According to Darwin, a comparatively less intensity of sexual desire is common to the females of all species of the animal kingdom. The female demands a prolonged courtship, and often endeavors for a considerable time to elude the male. In the lowest classes of the animal kingdom the female leads a separate existence as soon as she has been fertilized by the male, the sexual functions being thus subordinated to the maternal. Among birds at the pairing season the male is always the more passionate and active of the two, whilst the female commonly remains passive and occupies herself in building the nest. Among mammals, it is difficult to determine whether sexual feeling is stronger in the female or in the male; but it is certain that sexual relations are seldom long lasting, they continue in most cases only during the period of heat or rut, and at most only till the birth of the young.

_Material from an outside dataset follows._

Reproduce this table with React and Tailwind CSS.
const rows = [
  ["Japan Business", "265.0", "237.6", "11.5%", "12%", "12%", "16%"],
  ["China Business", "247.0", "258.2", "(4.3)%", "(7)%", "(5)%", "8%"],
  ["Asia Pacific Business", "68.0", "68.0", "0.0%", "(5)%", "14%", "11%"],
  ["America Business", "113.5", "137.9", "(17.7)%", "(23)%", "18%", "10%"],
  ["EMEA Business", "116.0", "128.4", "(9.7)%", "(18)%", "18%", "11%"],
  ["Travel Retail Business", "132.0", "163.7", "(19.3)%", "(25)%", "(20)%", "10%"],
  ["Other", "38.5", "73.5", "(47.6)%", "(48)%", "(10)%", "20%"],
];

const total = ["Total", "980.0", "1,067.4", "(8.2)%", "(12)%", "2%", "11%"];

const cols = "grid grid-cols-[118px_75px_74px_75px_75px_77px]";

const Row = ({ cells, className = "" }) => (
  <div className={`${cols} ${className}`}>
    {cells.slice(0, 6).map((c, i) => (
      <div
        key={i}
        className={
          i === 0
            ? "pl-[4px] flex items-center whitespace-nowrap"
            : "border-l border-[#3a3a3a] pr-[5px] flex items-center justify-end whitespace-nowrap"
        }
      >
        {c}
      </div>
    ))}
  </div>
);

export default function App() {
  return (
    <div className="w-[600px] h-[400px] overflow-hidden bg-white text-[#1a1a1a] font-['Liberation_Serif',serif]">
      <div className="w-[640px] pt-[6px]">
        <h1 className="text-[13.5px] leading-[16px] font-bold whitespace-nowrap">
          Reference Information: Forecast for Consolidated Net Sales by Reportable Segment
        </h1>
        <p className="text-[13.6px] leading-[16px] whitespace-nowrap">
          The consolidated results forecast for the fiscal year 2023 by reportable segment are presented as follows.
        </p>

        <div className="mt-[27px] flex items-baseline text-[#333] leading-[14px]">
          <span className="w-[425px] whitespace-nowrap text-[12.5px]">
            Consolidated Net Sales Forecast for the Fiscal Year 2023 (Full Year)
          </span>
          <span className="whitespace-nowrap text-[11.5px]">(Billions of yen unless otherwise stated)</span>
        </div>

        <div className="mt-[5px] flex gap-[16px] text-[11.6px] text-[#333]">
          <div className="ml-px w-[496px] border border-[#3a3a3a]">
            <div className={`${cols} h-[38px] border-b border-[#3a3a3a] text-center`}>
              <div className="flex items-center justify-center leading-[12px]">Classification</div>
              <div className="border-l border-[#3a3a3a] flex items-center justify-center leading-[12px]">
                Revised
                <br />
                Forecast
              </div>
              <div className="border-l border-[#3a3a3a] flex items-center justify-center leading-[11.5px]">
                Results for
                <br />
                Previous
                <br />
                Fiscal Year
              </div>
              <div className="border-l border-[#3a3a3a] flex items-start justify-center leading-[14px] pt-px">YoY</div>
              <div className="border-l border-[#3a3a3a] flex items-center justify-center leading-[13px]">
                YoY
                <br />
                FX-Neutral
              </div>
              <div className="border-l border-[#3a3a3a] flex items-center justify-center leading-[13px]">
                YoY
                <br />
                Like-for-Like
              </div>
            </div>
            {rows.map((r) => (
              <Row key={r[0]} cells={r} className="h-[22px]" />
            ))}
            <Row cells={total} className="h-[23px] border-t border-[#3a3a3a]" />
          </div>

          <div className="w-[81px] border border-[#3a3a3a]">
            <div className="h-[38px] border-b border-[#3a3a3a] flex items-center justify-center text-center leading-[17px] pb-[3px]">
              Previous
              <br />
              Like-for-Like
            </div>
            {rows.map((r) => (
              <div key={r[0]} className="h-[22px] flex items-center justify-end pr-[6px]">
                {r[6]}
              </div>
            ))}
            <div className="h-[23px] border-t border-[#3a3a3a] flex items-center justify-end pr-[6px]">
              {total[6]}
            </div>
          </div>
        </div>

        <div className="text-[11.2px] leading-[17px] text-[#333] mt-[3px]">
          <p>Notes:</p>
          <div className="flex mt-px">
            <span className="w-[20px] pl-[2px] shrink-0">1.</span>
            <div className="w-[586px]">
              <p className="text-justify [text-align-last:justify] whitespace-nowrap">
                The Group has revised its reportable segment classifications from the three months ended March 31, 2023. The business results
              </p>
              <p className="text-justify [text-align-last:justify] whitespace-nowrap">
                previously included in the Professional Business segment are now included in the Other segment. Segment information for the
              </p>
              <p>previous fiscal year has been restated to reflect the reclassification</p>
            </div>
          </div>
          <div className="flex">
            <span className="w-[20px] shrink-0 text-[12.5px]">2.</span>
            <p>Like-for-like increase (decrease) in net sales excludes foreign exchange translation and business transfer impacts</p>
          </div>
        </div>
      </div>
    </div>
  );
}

From these phenomena witnessed in the animal kingdom, many naturalists have concluded that in females of the human species also, sexual sensibility and the intensity of the sexual impulse are less than in the males, and even that the sexual sense in general is but little developed in the female sex, or sometimes entirely wanting. The complicated apparatus which the primary and secondary sexual characters of the female combine to make up, exists, according to this view, not for the gratification of the sexual impulse, but for the fulfilment of the function of motherhood. “Love in women,” says Lombroso, “is in its fundamental nature no more than a secondary character of motherhood, and all the feelings of affection that bind woman to man arise, not from sexual impulses, but from the instincts, acquired by adaptation, of subordination and self-surrender.”

Mantegazza lays stress on the fact that in the female, sexual desire is very rarely accompanied by pains analogous to those which occur in man, in whom sexual excitement manifests itself in painful tension of the testicle and the seminal vesicles, or in spasmodic, long-continued priapism.

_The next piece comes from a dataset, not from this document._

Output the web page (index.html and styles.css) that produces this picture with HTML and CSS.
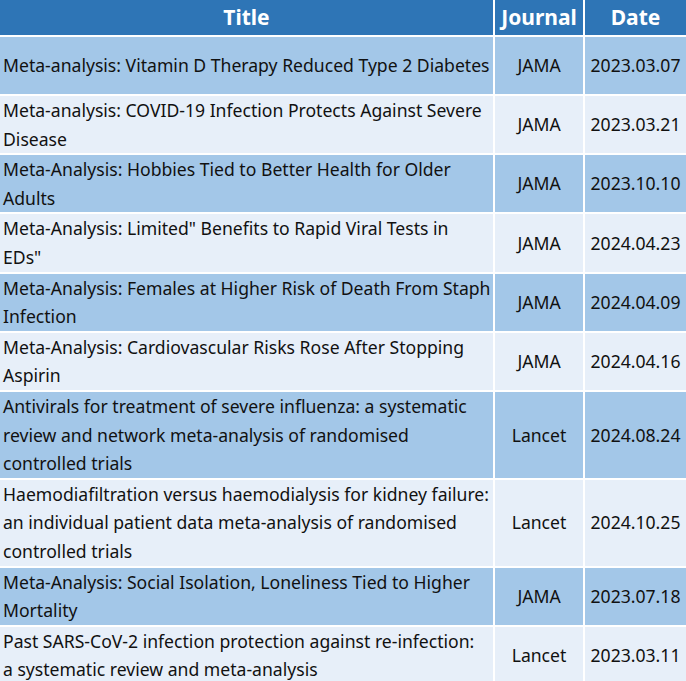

Sergi writes to Lombroso: “The normal woman loves to be flattered and wooed by man, but yields herself to his sexual desires only like an animal at the sacrifice. It is well known how much pains must be taken, how many caresses must be expended, before a woman will yield with pleasure to a man’s desires, and will share his sexual passion. Without the employment of these means, a woman remains cold and gives as little satisfaction as she feels. There are girls who are quite obtuse to the joys of love, and either resist energetically a man’s approaches, or yield to him passively, without ardor and without enthusiasm. It is well known, also, that among the lower races of mankind, means are employed to stimulate the sexual sensibility in women, means that seem to us to amount to torture; and that the male, with the same end in view, undergoes the most painful operations, from which it is apparent that the slight sexual sensibility of women in these lower grades of civilization is fully recognized.” And again: “If a normal woman marries for love, she hides that love deep in her heart, and even on the wedding-day exhibits no great sexual excitement; she often complains later that in her husband the love-fervor of the first days still continues; the very moderate sexual needs of the wife form a natural and most valuable check to the much more powerful passion of the male.”

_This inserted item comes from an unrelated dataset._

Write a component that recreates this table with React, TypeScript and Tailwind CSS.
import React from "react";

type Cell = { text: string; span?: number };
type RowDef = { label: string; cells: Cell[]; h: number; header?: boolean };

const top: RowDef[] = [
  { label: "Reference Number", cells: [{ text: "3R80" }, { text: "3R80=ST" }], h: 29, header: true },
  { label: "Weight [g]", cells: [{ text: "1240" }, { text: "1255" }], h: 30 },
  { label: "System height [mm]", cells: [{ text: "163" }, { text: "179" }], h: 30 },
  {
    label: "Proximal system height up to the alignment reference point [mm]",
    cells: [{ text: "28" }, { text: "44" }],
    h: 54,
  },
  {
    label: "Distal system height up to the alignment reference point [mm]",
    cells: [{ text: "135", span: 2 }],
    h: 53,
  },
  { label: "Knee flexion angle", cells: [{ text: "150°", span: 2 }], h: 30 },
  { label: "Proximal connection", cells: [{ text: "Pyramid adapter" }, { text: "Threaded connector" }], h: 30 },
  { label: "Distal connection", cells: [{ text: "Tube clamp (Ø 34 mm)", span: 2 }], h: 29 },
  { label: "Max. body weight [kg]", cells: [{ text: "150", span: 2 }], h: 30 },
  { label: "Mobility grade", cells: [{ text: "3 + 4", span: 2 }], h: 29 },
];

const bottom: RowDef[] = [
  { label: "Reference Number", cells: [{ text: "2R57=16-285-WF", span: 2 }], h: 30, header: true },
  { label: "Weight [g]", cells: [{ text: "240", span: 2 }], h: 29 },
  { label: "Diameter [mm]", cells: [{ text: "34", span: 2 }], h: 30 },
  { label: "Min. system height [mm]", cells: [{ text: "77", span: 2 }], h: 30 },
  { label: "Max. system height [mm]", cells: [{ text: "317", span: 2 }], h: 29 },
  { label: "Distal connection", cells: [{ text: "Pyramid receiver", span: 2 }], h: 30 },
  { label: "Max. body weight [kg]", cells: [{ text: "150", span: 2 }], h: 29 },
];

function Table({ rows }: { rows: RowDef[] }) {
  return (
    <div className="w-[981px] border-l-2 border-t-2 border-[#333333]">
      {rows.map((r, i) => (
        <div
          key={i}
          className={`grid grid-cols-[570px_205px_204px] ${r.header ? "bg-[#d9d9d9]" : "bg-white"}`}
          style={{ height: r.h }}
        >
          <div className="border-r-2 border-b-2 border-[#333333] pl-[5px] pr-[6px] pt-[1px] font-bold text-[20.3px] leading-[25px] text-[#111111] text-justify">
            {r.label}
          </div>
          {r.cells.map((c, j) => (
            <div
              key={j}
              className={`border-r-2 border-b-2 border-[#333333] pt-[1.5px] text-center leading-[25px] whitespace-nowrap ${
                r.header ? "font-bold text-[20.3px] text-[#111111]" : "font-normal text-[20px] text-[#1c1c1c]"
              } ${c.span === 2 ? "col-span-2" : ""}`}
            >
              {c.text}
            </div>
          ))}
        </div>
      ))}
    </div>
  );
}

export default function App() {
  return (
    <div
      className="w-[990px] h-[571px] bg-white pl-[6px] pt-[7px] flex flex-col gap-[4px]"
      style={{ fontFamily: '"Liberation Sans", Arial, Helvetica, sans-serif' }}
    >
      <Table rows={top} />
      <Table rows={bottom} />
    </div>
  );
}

Saint Prospêre expresses himself to a similar effect: “Women do not fall in consequence of the excessive power of the senses—in this domain they are overlords, in striking contrast to men, whose weakest side is here. It is not by means of the senses that a woman is to be overcome; her weakness lies elsewhere—in her heart, in her vanity.” And de Lambert wrote the epigram, “Women play with love, and yield themselves to love, but they do not abandon themselves to love.”